A year later, due to rather personal motives unrelated to solidarity, Dahye resident Ali Shamas used inflammatory language against Nasrallah when taking note of the human and economic toll the party’s intervention has on the local community. He was later obliged to publicly apologize on TV whilst holding an image of Nasrallah.
Beirut’s Spring and the Roses of Damascus
All in all, it remains rather contested whether the regime’s allies in Lebanon have systematically suppressed anti-war sentiment and transnational solidarity.
“Solidarity was not persistently suppressed as there remained a variety of civil society, leftist, and religious groups that maintained vocal support for the Syrian revolution,” says activist and director Hashem Adnan.
“Nevertheless, Hezbollah’s intervention in Syria drove this solidarity towards a more ‘humanitarian’ outlook,” he said. “As in, it was largely unable to articulate support for a grassroots political alternative to the regime in Syria.”
It is, however, unambiguously clear that institutionalized fear has been instilled amongst Hezbollah’s domestic and local intra-sect opponents, particularly after facing the pressures associated with Lebanon’s “October Revolution.”
The most recent tensions were the protests which took place in the Dahye region on March 5 and ended with unknown men storming into the house of protester Rola Salman –the sister of the late Hashem Salman.
While heated tensions and sensitivities have been on the rise, this behavior has precedents –most notably echoing the methods utilized by the Syrian regime during its occupation of Lebanon.
Will the culture of fear persist?

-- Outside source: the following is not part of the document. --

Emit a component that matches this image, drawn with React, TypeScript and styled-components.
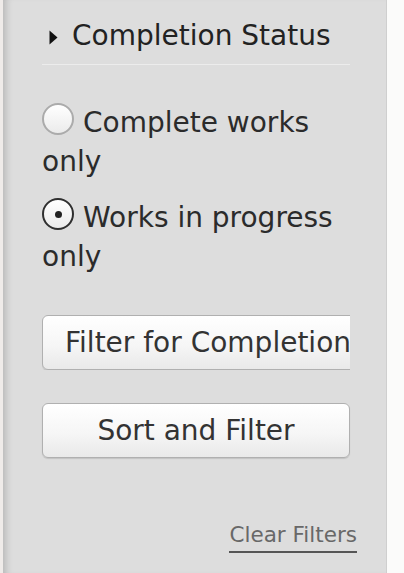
import React, { FC, useState } from 'react'
import styled, { createGlobalStyle } from 'styled-components'

const GlobalStyle = createGlobalStyle`
  html, body {
    margin: 0;
    padding: 0;
    background: #fbfbfa;
  }
  body {
    font-family: "DejaVu Sans", "Liberation Sans", sans-serif;
  }
`

const StyledPage = styled.div`
  display: flex;
  flex-direction: row;
  height: 573px;
  overflow: hidden;
`
const StyledEdge = styled.div`
  width: 3px;
  flex-shrink: 0;
  background: #efebe9;
`
const StyledPanel = styled.aside`
  width: 384px;
  flex-shrink: 0;
  display: flex;
  flex-direction: column;
  padding: 19px 0 0 39px;
  box-sizing: border-box;
  background: #dddddd;
  border-right: 1px solid #cfcfcf;
  box-shadow: inset 8px 0 7px -5px rgba(0, 0, 0, 0.17);
  color: #2b2b2b;
`
const StyledContent = styled.div`
  width: 316px;
  display: flex;
  flex-direction: column;
`
const StyledHeading = styled.div`
  display: flex;
  align-items: center;
  gap: 14px;
  padding: 0 0 11px 7px;
  font-size: 28px;
  line-height: 34px;
  color: #222;
  border-bottom: 1px solid #ececec;
  width: 308px;
  box-sizing: border-box;

  svg {
    flex-shrink: 0;
    margin-top: 2px;
  }
`
const StyledOptions = styled.div`
  display: flex;
  flex-direction: column;
  gap: 17px;
  padding-top: 38px;
`
const StyledLabel = styled.label`
  display: block;
  font-size: 28px;
  line-height: 39px;
  color: #2b2b2b;
  cursor: pointer;
`
const StyledRadio = styled.span<{ $checked: boolean }>`
  display: inline-block;
  position: relative;
  width: 32px;
  height: 32px;
  margin-right: 9px;
  vertical-align: -3px;
  border-radius: 50%;
  box-sizing: border-box;
  border: 2px solid ${(p) => (p.$checked ? '#2f2f2f' : '#ababab')};
  background: linear-gradient(#ffffff, #ebebeb);

  &::after {
    content: '';
    display: ${(p) => (p.$checked ? 'block' : 'none')};
    position: absolute;
    left: 50%;
    top: 50%;
    width: 7px;
    height: 7px;
    margin: -3.5px 0 0 -3.5px;
    border-radius: 50%;
    background: #222;
  }
`
const StyledButtons = styled.div`
  display: flex;
  flex-direction: column;
  gap: 33px;
  padding-top: 39px;
`
const StyledClip = styled.div`
  width: 308px;
  overflow: hidden;
`
const StyledButton = styled.button<{ $wide?: boolean }>`
  display: block;
  width: ${(p) => (p.$wide ? 'auto' : '308px')};
  height: 55px;
  padding: 0 22px;
  white-space: nowrap;
  font-family: "DejaVu Sans", "Liberation Sans", sans-serif;
  font-size: 28px;
  color: #333;
  border: 1.5px solid #b0b0b0;
  border-radius: 6px;
  background: linear-gradient(#ffffff 0%, #f6f6f6 55%, #e9e9e9 100%);
  box-shadow: 0 1px 1px rgba(0, 0, 0, 0.12);
  cursor: pointer;
`
const StyledFooter = styled.div`
  display: flex;
  justify-content: flex-end;
  padding-top: 63px;
`
const StyledClear = styled.a`
  font-size: 21.5px;
  line-height: 28px;
  color: #686868;
  text-decoration: none;
  border-bottom: 2px solid #555;
  padding-bottom: 2px;
  margin-right: 1px;
  cursor: pointer;
`

const Triangle: FC = () => (
  <svg width='9' height='15' viewBox='0 0 9 15'>
    <path d='M0.5 0.5 L8.5 7.5 L0.5 14.5 Z' fill='#111' />
  </svg>
)

const App: FC = () => {
  const [status, setStatus] = useState('progress')

  return (
    <StyledPage>
      <GlobalStyle />
      <StyledEdge />
      <StyledPanel>
        <StyledContent>
          <StyledHeading>
            <Triangle />
            <span>Completion Status</span>
          </StyledHeading>

          <StyledOptions>
            <StyledLabel onClick={() => setStatus('complete')}>
              <StyledRadio $checked={status === 'complete'} />
              Complete works only
            </StyledLabel>
            <StyledLabel onClick={() => setStatus('progress')}>
              <StyledRadio $checked={status === 'progress'} />
              Works in progress only
            </StyledLabel>
          </StyledOptions>

          <StyledButtons>
            <StyledClip>
              <StyledButton $wide>Filter for Completion</StyledButton>
            </StyledClip>
            <StyledButton>Sort and Filter</StyledButton>
          </StyledButtons>

          <StyledFooter>
            <StyledClear>Clear Filters</StyledClear>
          </StyledFooter>
        </StyledContent>
      </StyledPanel>
    </StyledPage>
  )
}

export default App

The second wave of Arab revolutions has triggered a revival in popular protest and contentious politics within the region, accompanied by unprecedented forms of transnational solidarity.
It may as well be a time to remember an earlier victim of authoritarian occupation; in the words of the late Samir Kassir, “…the Arab Spring, when it flourishes in Beirut, it would be announcing the time for roses in Damascus.”